La nuova tegola per il nostro Presidente del Consiglio dei Ministri a causa degli immancabili giudici “rossi” è servita : ragazze a pagamento per feste private. Nelle intercettazioni di un’inchiesta della procura di Bari su appalti concessi in cambio di mazzette nel settore sanitario alcuni imprenditori infatti avrebbero parlato di soldi versati a delle ragazze per partecipare a delle feste nelle abitazioni sarda (Villa Certosa) e romana (Palazzo Grazioli) del premier Berlusconi.
Tra queste Patrizia D’Addario, super teste dell’inchiesta, le cui registrazioni degli incontri che la stessa afferma avvenuti tra lei e il Silvio nazionale sono finite nella cassaforte della procura di Bari. Assieme a Patrizia sono state sentite altre ragazze, 3 delle quali avrebbero confermato la loro presenza alle feste dietro pagamento (Corriere della Sera).
Nonostante tutto sia ancora da verificare (comprese la veridicità delle dichiarazioni rese dalle donne coinvolte ai magistrati e dei materiali dalle stesse depositati) e il tutto per il momento non sia altro che un’ipotesi investigativa la situazione potrebbe così essere ricostruita :
l'imprenditore **Giampaolo Tarantini**, titolare dell'azienda Tecnohospital, già iscritto nel registro degli indagati per induzione alla prostituzione, avrebbe offerto le ragazze per assicurarsi l'amicizia e i favori negli appalti di persone di potere presenti nell'entorauge del premier incontrate alle feste..

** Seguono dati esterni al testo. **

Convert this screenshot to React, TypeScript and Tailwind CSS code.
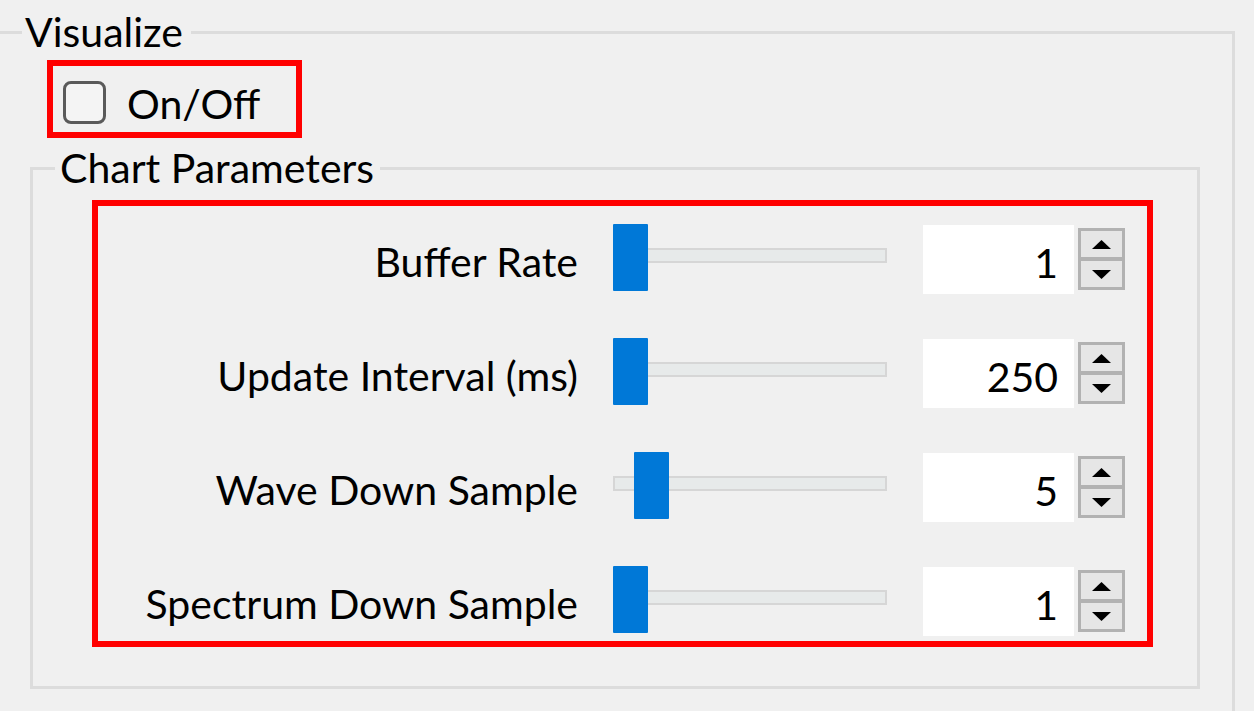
import React from "react";

const font = { fontFamily: "Lato, 'Noto Sans', sans-serif" };

function Spinner() {
  return (
    <div className="flex flex-col w-[47px] mt-[4px]">
      <div className="h-[32px] border-[3px] border-[#b2b2b2] bg-[#e6e6e6] flex items-center justify-center">
        <svg width="19" height="9" viewBox="0 0 19 9">
          <polygon points="9.5,0 19,9 0,9" fill="#000" />
        </svg>
      </div>
      <div className="h-[32px] -mt-[2px] border-[3px] border-[#b2b2b2] bg-[#e6e6e6] flex items-center justify-center">
        <svg width="19" height="9" viewBox="0 0 19 9">
          <polygon points="0,0 19,0 9.5,9" fill="#000" />
        </svg>
      </div>
    </div>
  );
}

function Row({ label, value, offset }: { label: string; value: string; offset: number }) {
  return (
    <div className="flex h-[68px] items-start">
      <div className="w-[480px] h-[68px] flex items-center justify-end pt-[6px] text-[41px] leading-none text-black">
        {label}
      </div>
      <div className="relative ml-[35px] w-[274px] h-[68px]">
        <div className="mt-[24px] h-[15px] border-2 border-[#d6d6d6] bg-[#e7eaea]" />
        <div
          className="absolute top-0 w-[35px] h-[67px] bg-[#0078d7] rounded-[1px]"
          style={{ left: offset }}
        />
      </div>
      <div className="ml-[36px] w-[151px] h-[69px] mt-[1px] bg-white flex items-center justify-end pr-[16px] pt-[6px] text-[41px] leading-none text-black">
        {value}
      </div>
      <div className="ml-[4px]">
        <Spinner />
      </div>
    </div>
  );
}

export default function App() {
  return (
    <div className="w-[1254px] h-[711px] overflow-hidden bg-[#f0f0f0] pt-[10px]" style={font}>
      <fieldset className="-ml-[8px] w-[1243px] h-[760px] border-[3px] border-[#dcdcdc] p-0 m-0">
        <legend className="ml-[27px] pl-[3px] pr-[8px] text-[41px] leading-[44px] text-black">Visualize</legend>
        <div className="ml-[52px] mt-[6px] w-[255px] h-[78px] border-[6px] border-[#ff0000] flex items-center pl-[10px] pt-[6px]">
          <div className="w-[43px] h-[43px] rounded-[8px] border-[3px] border-[#5a5a5a] bg-[#f4f4f4]" />
          <span className="ml-[21px] text-[41px] leading-none text-black pt-[2px]">On/Off</span>
        </div>
        <fieldset className="ml-[35px] mt-[8px] w-[1170px] border-[3px] border-[#dcdcdc] p-0 m-0">
          <legend className="ml-[22px] pl-[5px] pr-[6px] text-[41px] leading-[44px] text-black">Chart Parameters</legend>
          <div className="ml-[59px] mt-[10px] mb-[39px] w-[1061px] h-[447px] border-[6px] border-[#ff0000] pt-[18px] flex flex-col gap-[46px]">
            <Row label="Buffer Rate" value="1" offset={0} />
            <Row label="Update Interval (ms)" value="250" offset={0} />
            <Row label="Wave Down Sample" value="5" offset={21} />
            <Row label="Spectrum Down Sample" value="1" offset={0} />
          </div>
        </fieldset>
      </fieldset>
    </div>
  );
}
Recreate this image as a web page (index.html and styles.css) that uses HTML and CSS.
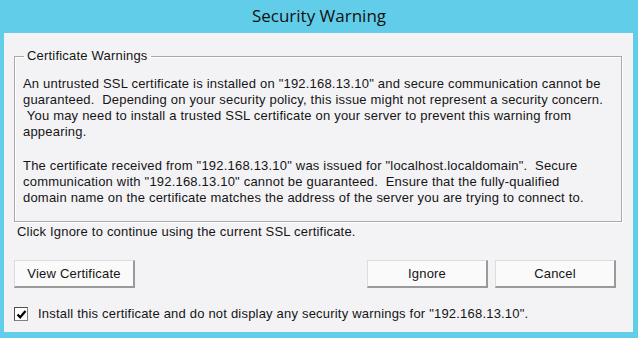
FILE: index.html
```html
<!DOCTYPE html>
<html lang="en">
<head>
    <meta charset="UTF-8">
    <title>Security Warning</title>
    <link rel="stylesheet" href="styles.css">
</head>
<body>
    <div class="window">
        <div class="titlebar">Security Warning</div>
        <div class="client">
            <fieldset class="group">
                <legend>Certificate Warnings</legend>
                <p class="first">An untrusted SSL certificate is installed on "192.168.13.10" and secure communication cannot be guaranteed.&nbsp; Depending on your security policy, this issue might not represent a security concern.<br>&nbsp;You may need to install a trusted SSL certificate on your server to prevent this warning from appearing.</p>
                <p class="second">The certificate received from "192.168.13.10" was issued for "localhost.localdomain".&nbsp; Secure communication with "192.168.13.10" cannot be guaranteed.&nbsp; Ensure that the fully-qualified<br>domain name on the certificate matches the address of the server you are trying to connect to.</p>
            </fieldset>
            <div class="hint">Click Ignore to continue using the current SSL certificate.</div>
            <div class="buttons">
                <button class="btn">View Certificate</button>
                <span class="spacer"></span>
                <button class="btn">Ignore</button>
                <button class="btn">Cancel</button>
            </div>
            <label class="check">
                <span class="box">
                    <svg width="11" height="11" viewBox="0 0 11 11"><path d="M1.5 5.5 L4.2 8.3 L9.5 2" fill="none" stroke="#000" stroke-width="2.2"/></svg>
                </span>
                Install this certificate and do not display any security warnings for "192.168.13.10".
            </label>
        </div>
    </div>
</body>
</html>
```

FILE: styles.css
```css
body {
    margin: 0;
    background: #62cde9;
    font-family: "Liberation Sans", Arial, sans-serif;
    font-size: 13px;
    letter-spacing: 0.2px;
    color: #151515;
}
.window {
    width: 638px;
    height: 338px;
    display: flex;
    flex-direction: column;
}
.titlebar {
    height: 33px;
    line-height: 32px;
    text-align: center;
    font-family: "Open Sans", "Noto Sans", sans-serif;
    font-size: 17px;
    letter-spacing: 0;
    color: #111;
}
.client {
    margin: 0 5px 6px 4px;
    flex: 1;
    background: #f3f3f5;
    padding: 15px 11px 0 10px;
}
.group {
    margin: 0;
    padding: 0 12px 15px 8px;
    border: 1px solid #a9a9a9;
    box-shadow: 1px 1px 0 #fff, inset 1px 1px 0 #fff;
}
.group legend {
    margin-left: 1px;
    padding: 0 3px;
    line-height: 16px;
}
.group p {
    margin: 0;
    line-height: 16px;
}
.group .first {
    margin-top: 12px;
}
.group .second {
    margin-top: 18px;
}
.hint {
    margin: 2px 0 0 3px;
    line-height: 16px;
}
.buttons {
    display: flex;
    gap: 7px;
    margin-top: 20px;
    padding-right: 6px;
}
.spacer {
    flex: 1;
}
.btn {
    width: 121px;
    height: 28px;
    font: inherit;
    letter-spacing: 0.2px;
    color: #151515;
    background: #fafafa;
    border: 1px solid #dcdcdc;
    border-right: 2px solid #9a9a9a;
    border-bottom: 2px solid #9a9a9a;
    padding: 0;
}
.check {
    display: flex;
    align-items: center;
    gap: 10px;
    margin-top: 18px;
    line-height: 16px;
}
.box {
    width: 12px;
    height: 12px;
    border: 1px solid #808080;
    border-top-color: #505050;
    border-left-color: #505050;
    background: #fff;
    display: flex;
    align-items: center;
    justify-content: center;
}
```
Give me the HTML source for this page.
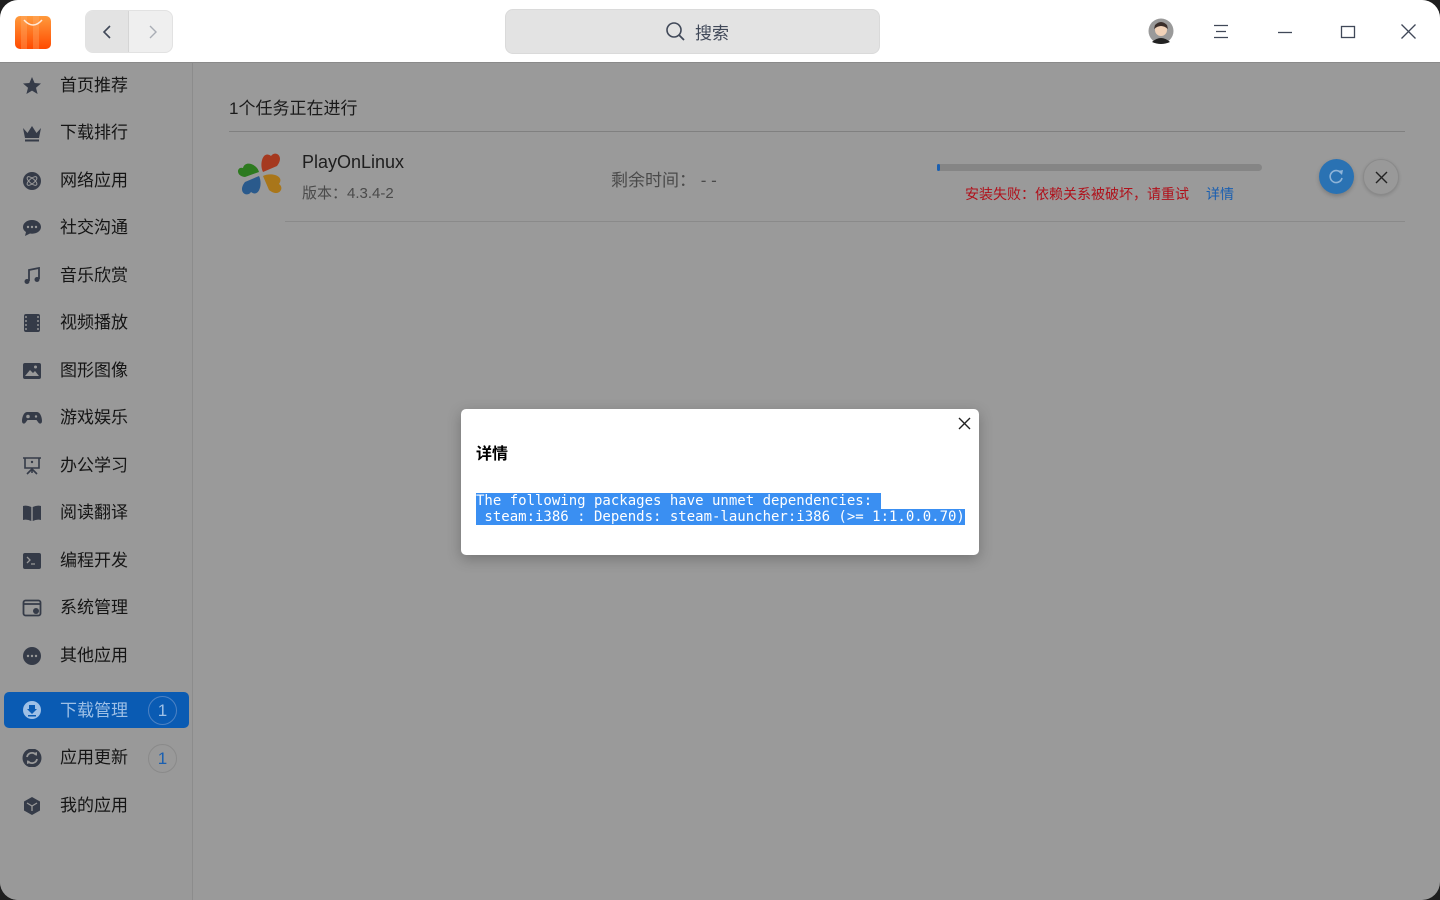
<!DOCTYPE html>
<html><head><meta charset="utf-8"><style>
*{margin:0;padding:0;box-sizing:border-box}
body{width:1440px;height:900px;background:#1e1e1e;font-family:"Liberation Sans","Noto Sans CJK SC",sans-serif;overflow:hidden;position:relative}
.win{position:absolute;left:0;top:0;width:1440px;height:900px;border-radius:18px;overflow:hidden;background:#9a9a9a}
.title{position:absolute;left:0;top:0;width:1440px;height:63px;background:#fff;border-bottom:1px solid #8a8a8a}
.side{position:absolute;left:0;top:63px;width:193px;height:837px;background:#999;border-right:1px solid #8c8c8c}
.item{position:absolute;left:0;height:36px;width:193px;font-size:17px;color:#151515;line-height:36px}
.item .ic{position:absolute;left:22px;top:9px;width:20px;height:18px}
.item span{position:absolute;left:60px}
.sel{left:4px;width:185px;background:#0a5bb3;border-radius:5px;color:#9ec0e6}
.badge{position:absolute;left:148px;top:4px;width:29px;height:29px;border:1px solid #8a8a8a;border-radius:50%;text-align:center;line-height:27px;font-size:17px;color:#1a5fb0}
.mono{font-family:"DejaVu Sans Mono","Liberation Mono",monospace;font-size:14px;line-height:16px;white-space:pre;color:#fff}
.mono span{background:#3a8ff2}
</style></head><body>
<div class="win">
<div class="title">
 <svg style="position:absolute;left:15px;top:14px" width="36" height="35" viewBox="0 0 36 35"><defs><linearGradient id="g" x1="0" y1="0" x2="0" y2="1"><stop offset="0" stop-color="#ff9a3c"/><stop offset="1" stop-color="#ff4a00"/></linearGradient></defs><rect x="0" y="2" width="36" height="33" rx="5" fill="url(#g)"/><rect x="6" y="2" width="6" height="33" fill="#ffb070" opacity=".35"/><rect x="18" y="2" width="6" height="33" fill="#ffb070" opacity=".35"/><path d="M9 6 Q18 16 27 6" stroke="#fff" stroke-width="1.5" fill="none" opacity=".8"/></svg>
 <div style="position:absolute;left:85px;top:10px;width:88px;height:43px;border-radius:8px;background:#efefef;border:1px solid #e2e2e2;overflow:hidden"><div style="position:absolute;left:0;top:0;width:43px;height:43px;background:#e3e3e3;border-right:1px solid #d5d5d5"></div>
 <svg style="position:absolute;left:14px;top:13px" width="16" height="16"><path d="M10 2 L4 8 L10 14" stroke="#404858" stroke-width="1.6" fill="none"/></svg>
 <svg style="position:absolute;left:58px;top:13px" width="16" height="16"><path d="M6 2 L12 8 L6 14" stroke="#a9adb5" stroke-width="1.4" fill="none"/></svg></div>
 <div style="position:absolute;left:505px;top:9px;width:375px;height:45px;border-radius:8px;background:#e3e3e3;border:1px solid #dadada"></div>
 <svg style="position:absolute;left:665px;top:21px" width="22" height="22"><circle cx="9" cy="9" r="7" stroke="#404858" stroke-width="1.6" fill="none"/><path d="M14 14 L19 19" stroke="#404858" stroke-width="1.8"/></svg>
 <div style="position:absolute;left:695px;top:19px;font-size:17px;color:#404858">搜索</div>
 <svg style="position:absolute;left:1148px;top:18px" width="26" height="26"><circle cx="13" cy="13" r="12.5" fill="#9a9a9a"/><circle cx="13" cy="12" r="6" fill="#f1d2b8"/><path d="M7 7 Q13 1 19 7 L20 11 Q13 5 6 11Z" fill="#3a2e2a"/><path d="M4 24 Q13 16 22 24 Q13 28 4 24Z" fill="#222"/></svg>
 <svg style="position:absolute;left:1213px;top:24px" width="16" height="16"><path d="M1 1.5H15M3 7.5H13M1 13.5H15" stroke="#404858" stroke-width="1.3"/></svg>
 <svg style="position:absolute;left:1277px;top:24px" width="16" height="16"><path d="M1 8.5H15" stroke="#404858" stroke-width="1.3"/></svg>
 <svg style="position:absolute;left:1340px;top:24px" width="16" height="16"><rect x="1.5" y="2.5" width="13" height="11" stroke="#404858" stroke-width="1.3" fill="none"/></svg>
 <svg style="position:absolute;left:1400px;top:23px" width="17" height="17"><path d="M1.5 1.5L15.5 15.5M15.5 1.5L1.5 15.5" stroke="#404858" stroke-width="1.3"/></svg>
</div>
<div class="side">
 <div class="item" style="top:5px"><svg class="ic" viewBox="0 0 20 18"><path d="M10 0 L12.6 6 L19 6.5 L14 10.7 L15.6 17 L10 13.6 L4.4 17 L6 10.7 L1 6.5 L7.4 6Z" fill="#353b48"/></svg><span>首页推荐</span></div>
 <div class="item" style="top:52px"><svg class="ic" viewBox="0 0 20 18"><path d="M1 4 L5.5 9 L10 2 L14.5 9 L19 4 L17 14 H3Z" fill="#353b48"/><rect x="3" y="15.5" width="14" height="2" fill="#353b48"/></svg><span>下载排行</span></div>
 <div class="item" style="top:100px"><svg class="ic" viewBox="0 0 20 18"><circle cx="10" cy="9" r="9" fill="#353b48"/><ellipse cx="10" cy="9" rx="6" ry="2.5" stroke="#999" fill="none" transform="rotate(40 10 9)"/><ellipse cx="10" cy="9" rx="6" ry="2.5" stroke="#999" fill="none" transform="rotate(-40 10 9)"/></svg><span>网络应用</span></div>
 <div class="item" style="top:147px"><svg class="ic" viewBox="0 0 20 18"><path d="M10 1 C4.5 1 1 4.5 1 8 C1 10.5 2.5 12 4 13 L3 17 L8 14.5 C8.6 14.6 9.3 14.7 10 14.7 C15.5 14.7 19 11.5 19 8 C19 4.5 15.5 1 10 1Z" fill="#353b48"/><circle cx="6" cy="8" r="1.2" fill="#999"/><circle cx="10" cy="8" r="1.2" fill="#999"/><circle cx="14" cy="8" r="1.2" fill="#999"/></svg><span>社交沟通</span></div>
 <div class="item" style="top:195px"><svg class="ic" viewBox="0 0 20 18"><path d="M7 14 V3 L17 1 V12" stroke="#353b48" stroke-width="1.8" fill="none"/><circle cx="5" cy="14.5" r="2.5" fill="#353b48"/><circle cx="15" cy="12.5" r="2.5" fill="#353b48"/></svg><span>音乐欣赏</span></div>
 <div class="item" style="top:242px"><svg class="ic" viewBox="0 0 20 18"><rect x="2" y="0" width="16" height="18" rx="2" fill="#353b48"/><path d="M4 2v2M4 6v2M4 10v2M4 14v2M16 2v2M16 6v2M16 10v2M16 14v2" stroke="#999" stroke-width="1.4"/></svg><span>视频播放</span></div>
 <div class="item" style="top:290px"><svg class="ic" viewBox="0 0 20 18"><rect x="1" y="1" width="18" height="16" rx="2" fill="#353b48"/><path d="M3 14 L8 8 L11 11 L13 9 L17 14Z" fill="#999"/><circle cx="13.5" cy="5" r="1.5" fill="#999"/></svg><span>图形图像</span></div>
 <div class="item" style="top:337px"><svg class="ic" viewBox="0 0 20 18"><path d="M5 3 H15 C18 3 20 8 20 12 C20 15 17.5 15.5 16 13 L14.5 11 H5.5 L4 13 C2.5 15.5 0 15 0 12 C0 8 2 3 5 3Z" fill="#353b48"/><circle cx="6" cy="7.5" r="1.8" fill="#999"/><circle cx="14" cy="7.5" r="1.2" fill="#999"/></svg><span>游戏娱乐</span></div>
 <div class="item" style="top:385px"><svg class="ic" viewBox="0 0 20 18"><path d="M1 1H19M3 1V11H17V1M10 11V16M10 12L5 17M10 12L15 17" stroke="#353b48" stroke-width="1.6" fill="none"/><circle cx="10" cy="5" r="1.2" fill="#353b48"/></svg><span>办公学习</span></div>
 <div class="item" style="top:432px"><svg class="ic" viewBox="0 0 20 18"><path d="M1 2 Q5 1 9.3 3 V17 Q5 15 1 16Z M10.7 3 Q15 1 19 2 V16 Q15 15 10.7 17Z" fill="#353b48"/></svg><span>阅读翻译</span></div>
 <div class="item" style="top:480px"><svg class="ic" viewBox="0 0 20 18"><rect x="1" y="1" width="18" height="16" rx="2" fill="#353b48"/><path d="M5 5L8 8L5 11M9 12H13" stroke="#999" stroke-width="1.3" fill="none"/></svg><span>编程开发</span></div>
 <div class="item" style="top:527px"><svg class="ic" viewBox="0 0 20 18"><rect x="1.5" y="1.5" width="17" height="15" rx="2" stroke="#353b48" stroke-width="1.8" fill="none"/><path d="M1.5 5H18.5" stroke="#353b48" stroke-width="1.8"/><circle cx="14" cy="12" r="3" fill="#353b48"/></svg><span>系统管理</span></div>
 <div class="item" style="top:575px"><svg class="ic" viewBox="0 0 20 18"><circle cx="10" cy="9" r="9" fill="#353b48"/><circle cx="6" cy="9" r="1.2" fill="#999"/><circle cx="10" cy="9" r="1.2" fill="#999"/><circle cx="14" cy="9" r="1.2" fill="#999"/></svg><span>其他应用</span></div>
 <div class="item sel" style="top:629px"><svg class="ic" style="left:18px" viewBox="0 0 20 18"><circle cx="10" cy="9" r="9" fill="#9ec0e6"/><path d="M7 4H13V8H15L10 13L5 8H7Z" fill="#0a5bb3"/><rect x="6" y="14" width="8" height="1.5" fill="#0a5bb3"/></svg><span style="left:56px;top:1px">下载管理</span><div class="badge" style="left:144px;color:#9ec0e6;border-color:#4c82c4">1</div></div>
 <div class="item" style="top:677px"><svg class="ic" viewBox="0 0 20 18"><circle cx="10" cy="9" r="9.5" fill="#353b48"/><path d="M5 8 A5 5 0 0 1 14 6 M15 10 A5 5 0 0 1 6 12" stroke="#999" stroke-width="1.8" fill="none"/><path d="M12 4 L15 7 L15 3Z M8 14 L5 11 L5 15Z" fill="#999"/></svg><span>应用更新</span><div class="badge">1</div></div>
 <div class="item" style="top:725px"><svg class="ic" viewBox="0 0 20 18"><path d="M10 0 L18 4.5 V13.5 L10 18 L2 13.5 V4.5Z" fill="#353b48"/><path d="M5 6 L10 9 L15 6 M10 9 V14" stroke="#999" stroke-width="1.3" fill="none"/></svg><span>我的应用</span></div>
</div>
<div style="position:absolute;left:229px;top:94px;font-size:17px;color:#1a1a1a">1个任务正在进行</div>
<div style="position:absolute;left:229px;top:131px;width:1176px;height:1px;background:#808080"></div>
<svg style="position:absolute;left:234px;top:148px" width="54" height="52" viewBox="0 0 54 52"><g transform="translate(27 26)"><path d="M-2 -2 C-4 -10 -16 -14 -18 -6 C-24 -8 -26 2 -16 3 Z" fill="#2d7a1f"/><path d="M2 -2 C-2 -10 2 -24 10 -18 C14 -24 24 -18 16 -8Z" fill="#a5391f"/><path d="M2 2 C10 -2 24 2 18 10 C24 14 18 24 8 16Z" fill="#a9761a"/><path d="M-2 2 C2 10 -2 24 -10 18 C-14 24 -24 18 -16 8Z" fill="#2a5a8c"/></g></svg>
<div style="position:absolute;left:302px;top:152px;font-size:18px;color:#1e1e1e">PlayOnLinux</div>
<div style="position:absolute;left:302px;top:182px;font-size:15px;color:#4a4a4a">版本：4.3.4-2</div>
<div style="position:absolute;left:611px;top:166px;font-size:17px;color:#4a4a4a">剩余时间：&nbsp;- -</div>
<div style="position:absolute;left:937px;top:164px;width:325px;height:7px;border-radius:4px;background:#858585"><div style="width:3px;height:7px;background:#1a5fb0;border-radius:2px"></div></div>
<div style="position:absolute;left:965px;top:184px;font-size:14px;color:#b0101a">安装失败：依赖关系被破坏，请重试</div>
<div style="position:absolute;left:1206px;top:184px;font-size:14px;color:#1a5fb0">详情</div>
<div style="position:absolute;left:1319px;top:159px;width:35px;height:35px;border-radius:50%;background:#2a72b3;box-shadow:0 2px 4px rgba(0,0,0,.2)"><svg style="position:absolute;left:9px;top:9px" width="17" height="17"><path d="M13 5 A6 6 0 1 0 14 10" stroke="#8fb4d8" stroke-width="1.6" fill="none"/><path d="M10 3 L15 2 L14 7Z" fill="#8fb4d8"/></svg></div>
<div style="position:absolute;left:1363px;top:159px;width:36px;height:36px;border-radius:50%;background:#999;border:1px solid #8a8a8a;box-shadow:0 1px 3px rgba(0,0,0,.15)"><svg style="position:absolute;left:11px;top:11px" width="13" height="13"><path d="M1 1L12 12M12 1L1 12" stroke="#222" stroke-width="1.4"/></svg></div>
<div style="position:absolute;left:285px;top:221px;width:1120px;height:1px;background:#8a8a8a"></div>
<div style="position:absolute;left:461px;top:409px;width:518px;height:146px;background:#fff;border-radius:5px;box-shadow:0 4px 14px rgba(0,0,0,.25)">
 <svg style="position:absolute;left:497px;top:8px" width="13" height="13"><path d="M1 1L12 12M12 1L1 12" stroke="#222" stroke-width="1.4"/></svg>
 <div style="position:absolute;left:15px;top:31px;font-size:16px;font-weight:bold;color:#000">详情</div>
 <div class="mono" style="position:absolute;left:15px;top:84px"><span>The following packages have unmet dependencies: </span>
<span> steam:i386 : Depends: steam-launcher:i386 (&gt;= 1:1.0.0.70)</span></div>
</div>
</div>
</body></html>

..e le ragazze, pagate e prenotate ai "party " avrebbero poi fatto il resto. La D'Addario in cambio dei suoi favori avrebbe dovuto ottenere, secondo le sue stesse dichiarazioni, un permesso per un proprio progetto immobiliare. E come ricompensa soldi e la candidatura nella lista "La Puglia prima di tutto".
Mentre il tutto rimane ancora da verificare e il premier comunque risulta coinvolto indirettamente in un inchiesta in cui non è ancora indagato (dato che rimane da capire cosa poi sia effettivamente successo in queste feste) monta la polemica per il poco spazio dedicato alla notizia dai media nazionali (telegiornali in primis), per molti un ennesimo caso di censura mediatica.